(Records with interface code)
● ● ●

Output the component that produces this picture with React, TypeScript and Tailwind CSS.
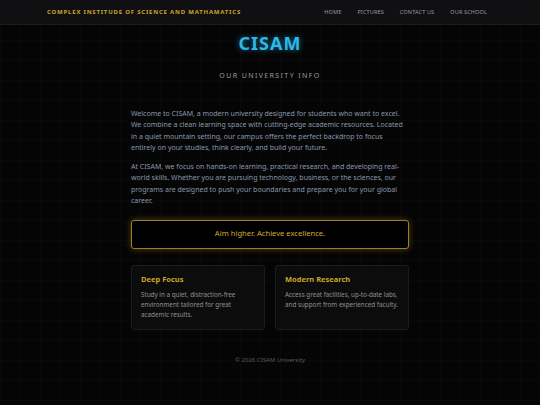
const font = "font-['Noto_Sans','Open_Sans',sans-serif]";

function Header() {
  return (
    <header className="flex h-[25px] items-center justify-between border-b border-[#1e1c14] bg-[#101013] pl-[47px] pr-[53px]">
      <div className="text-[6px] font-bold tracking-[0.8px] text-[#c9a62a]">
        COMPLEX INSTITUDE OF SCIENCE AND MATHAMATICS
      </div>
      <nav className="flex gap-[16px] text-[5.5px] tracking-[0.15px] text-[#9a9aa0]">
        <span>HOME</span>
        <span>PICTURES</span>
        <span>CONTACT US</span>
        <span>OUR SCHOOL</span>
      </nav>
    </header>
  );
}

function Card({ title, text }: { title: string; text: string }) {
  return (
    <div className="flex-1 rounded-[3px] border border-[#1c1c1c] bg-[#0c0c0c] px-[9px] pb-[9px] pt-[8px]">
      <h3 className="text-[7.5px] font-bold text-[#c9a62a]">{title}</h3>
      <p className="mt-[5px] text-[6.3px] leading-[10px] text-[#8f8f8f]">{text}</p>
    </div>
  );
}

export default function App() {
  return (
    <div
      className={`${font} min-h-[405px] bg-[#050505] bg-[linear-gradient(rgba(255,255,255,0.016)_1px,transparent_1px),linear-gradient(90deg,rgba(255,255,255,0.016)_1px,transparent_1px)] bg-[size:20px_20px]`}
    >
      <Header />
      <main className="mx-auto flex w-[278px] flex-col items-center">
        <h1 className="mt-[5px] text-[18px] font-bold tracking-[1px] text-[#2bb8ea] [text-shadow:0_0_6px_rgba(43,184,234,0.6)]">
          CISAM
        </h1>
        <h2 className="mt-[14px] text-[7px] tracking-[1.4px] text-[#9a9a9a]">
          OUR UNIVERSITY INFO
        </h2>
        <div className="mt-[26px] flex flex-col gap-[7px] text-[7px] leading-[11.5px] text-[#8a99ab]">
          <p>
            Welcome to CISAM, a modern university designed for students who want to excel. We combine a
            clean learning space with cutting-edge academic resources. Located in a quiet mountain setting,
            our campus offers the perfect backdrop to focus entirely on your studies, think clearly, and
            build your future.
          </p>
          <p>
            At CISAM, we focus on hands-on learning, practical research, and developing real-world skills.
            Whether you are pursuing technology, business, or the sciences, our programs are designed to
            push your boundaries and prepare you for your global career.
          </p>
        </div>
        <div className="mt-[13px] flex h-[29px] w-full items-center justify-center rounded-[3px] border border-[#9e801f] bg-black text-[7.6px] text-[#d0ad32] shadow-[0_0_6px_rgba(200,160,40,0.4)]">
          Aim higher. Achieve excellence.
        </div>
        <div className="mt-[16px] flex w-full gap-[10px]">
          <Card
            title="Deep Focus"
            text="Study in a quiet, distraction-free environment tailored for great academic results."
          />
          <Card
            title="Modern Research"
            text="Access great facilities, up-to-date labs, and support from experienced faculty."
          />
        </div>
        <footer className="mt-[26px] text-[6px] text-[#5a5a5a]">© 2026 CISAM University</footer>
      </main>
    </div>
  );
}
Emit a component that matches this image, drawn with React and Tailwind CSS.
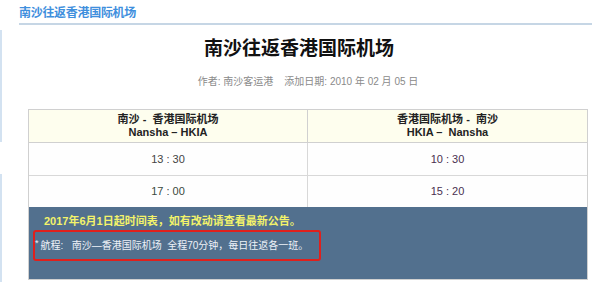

● ● ●

* _SHORT PROBLEM_
Return every line of the records exactly as given, pictures excluded.

* _SOLUTION_
Output the component that produces this picture with React, TypeScript and Tailwind CSS.
const font = "font-['Noto_Sans','Open_Sans',sans-serif]";

function Header() {
  return (
    <header className="flex h-[25px] items-center justify-between border-b border-[#1e1c14] bg-[#101013] pl-[47px] pr-[53px]">
      <div className="text-[6px] font-bold tracking-[0.8px] text-[#c9a62a]">
        COMPLEX INSTITUDE OF SCIENCE AND MATHAMATICS
      </div>
      <nav className="flex gap-[16px] text-[5.5px] tracking-[0.15px] text-[#9a9aa0]">
        <span>HOME</span>
        <span>PICTURES</span>
        <span>CONTACT US</span>
        <span>OUR SCHOOL</span>
      </nav>
    </header>
  );
}

function Card({ title, text }: { title: string; text: string }) {
  return (
    <div className="flex-1 rounded-[3px] border border-[#1c1c1c] bg-[#0c0c0c] px-[9px] pb-[9px] pt-[8px]">
      <h3 className="text-[7.5px] font-bold text-[#c9a62a]">{title}</h3>
      <p className="mt-[5px] text-[6.3px] leading-[10px] text-[#8f8f8f]">{text}</p>
    </div>
  );
}

export default function App() {
  return (
    <div
      className={`${font} min-h-[405px] bg-[#050505] bg-[linear-gradient(rgba(255,255,255,0.016)_1px,transparent_1px),linear-gradient(90deg,rgba(255,255,255,0.016)_1px,transparent_1px)] bg-[size:20px_20px]`}
    >
      <Header />
      <main className="mx-auto flex w-[278px] flex-col items-center">
        <h1 className="mt-[5px] text-[18px] font-bold tracking-[1px] text-[#2bb8ea] [text-shadow:0_0_6px_rgba(43,184,234,0.6)]">
          CISAM
        </h1>
        <h2 className="mt-[14px] text-[7px] tracking-[1.4px] text-[#9a9a9a]">
          OUR UNIVERSITY INFO
        </h2>
        <div className="mt-[26px] flex flex-col gap-[7px] text-[7px] leading-[11.5px] text-[#8a99ab]">
          <p>
            Welcome to CISAM, a modern university designed for students who want to excel. We combine a
            clean learning space with cutting-edge academic resources. Located in a quiet mountain setting,
            our campus offers the perfect backdrop to focus entirely on your studies, think clearly, and
            build your future.
          </p>
          <p>
            At CISAM, we focus on hands-on learning, practical research, and developing real-world skills.
            Whether you are pursuing technology, business, or the sciences, our programs are designed to
            push your boundaries and prepare you for your global career.
          </p>
        </div>
        <div className="mt-[13px] flex h-[29px] w-full items-center justify-center rounded-[3px] border border-[#9e801f] bg-black text-[7.6px] text-[#d0ad32] shadow-[0_0_6px_rgba(200,160,40,0.4)]">
          Aim higher. Achieve excellence.
        </div>
        <div className="mt-[16px] flex w-full gap-[10px]">
          <Card
            title="Deep Focus"
            text="Study in a quiet, distraction-free environment tailored for great academic results."
          />
          <Card
            title="Modern Research"
            text="Access great facilities, up-to-date labs, and support from experienced faculty."
          />
        </div>
        <footer className="mt-[26px] text-[6px] text-[#5a5a5a]">© 2026 CISAM University</footer>
      </main>
    </div>
  );
}
Emit a component that matches this image, drawn with React and Tailwind CSS.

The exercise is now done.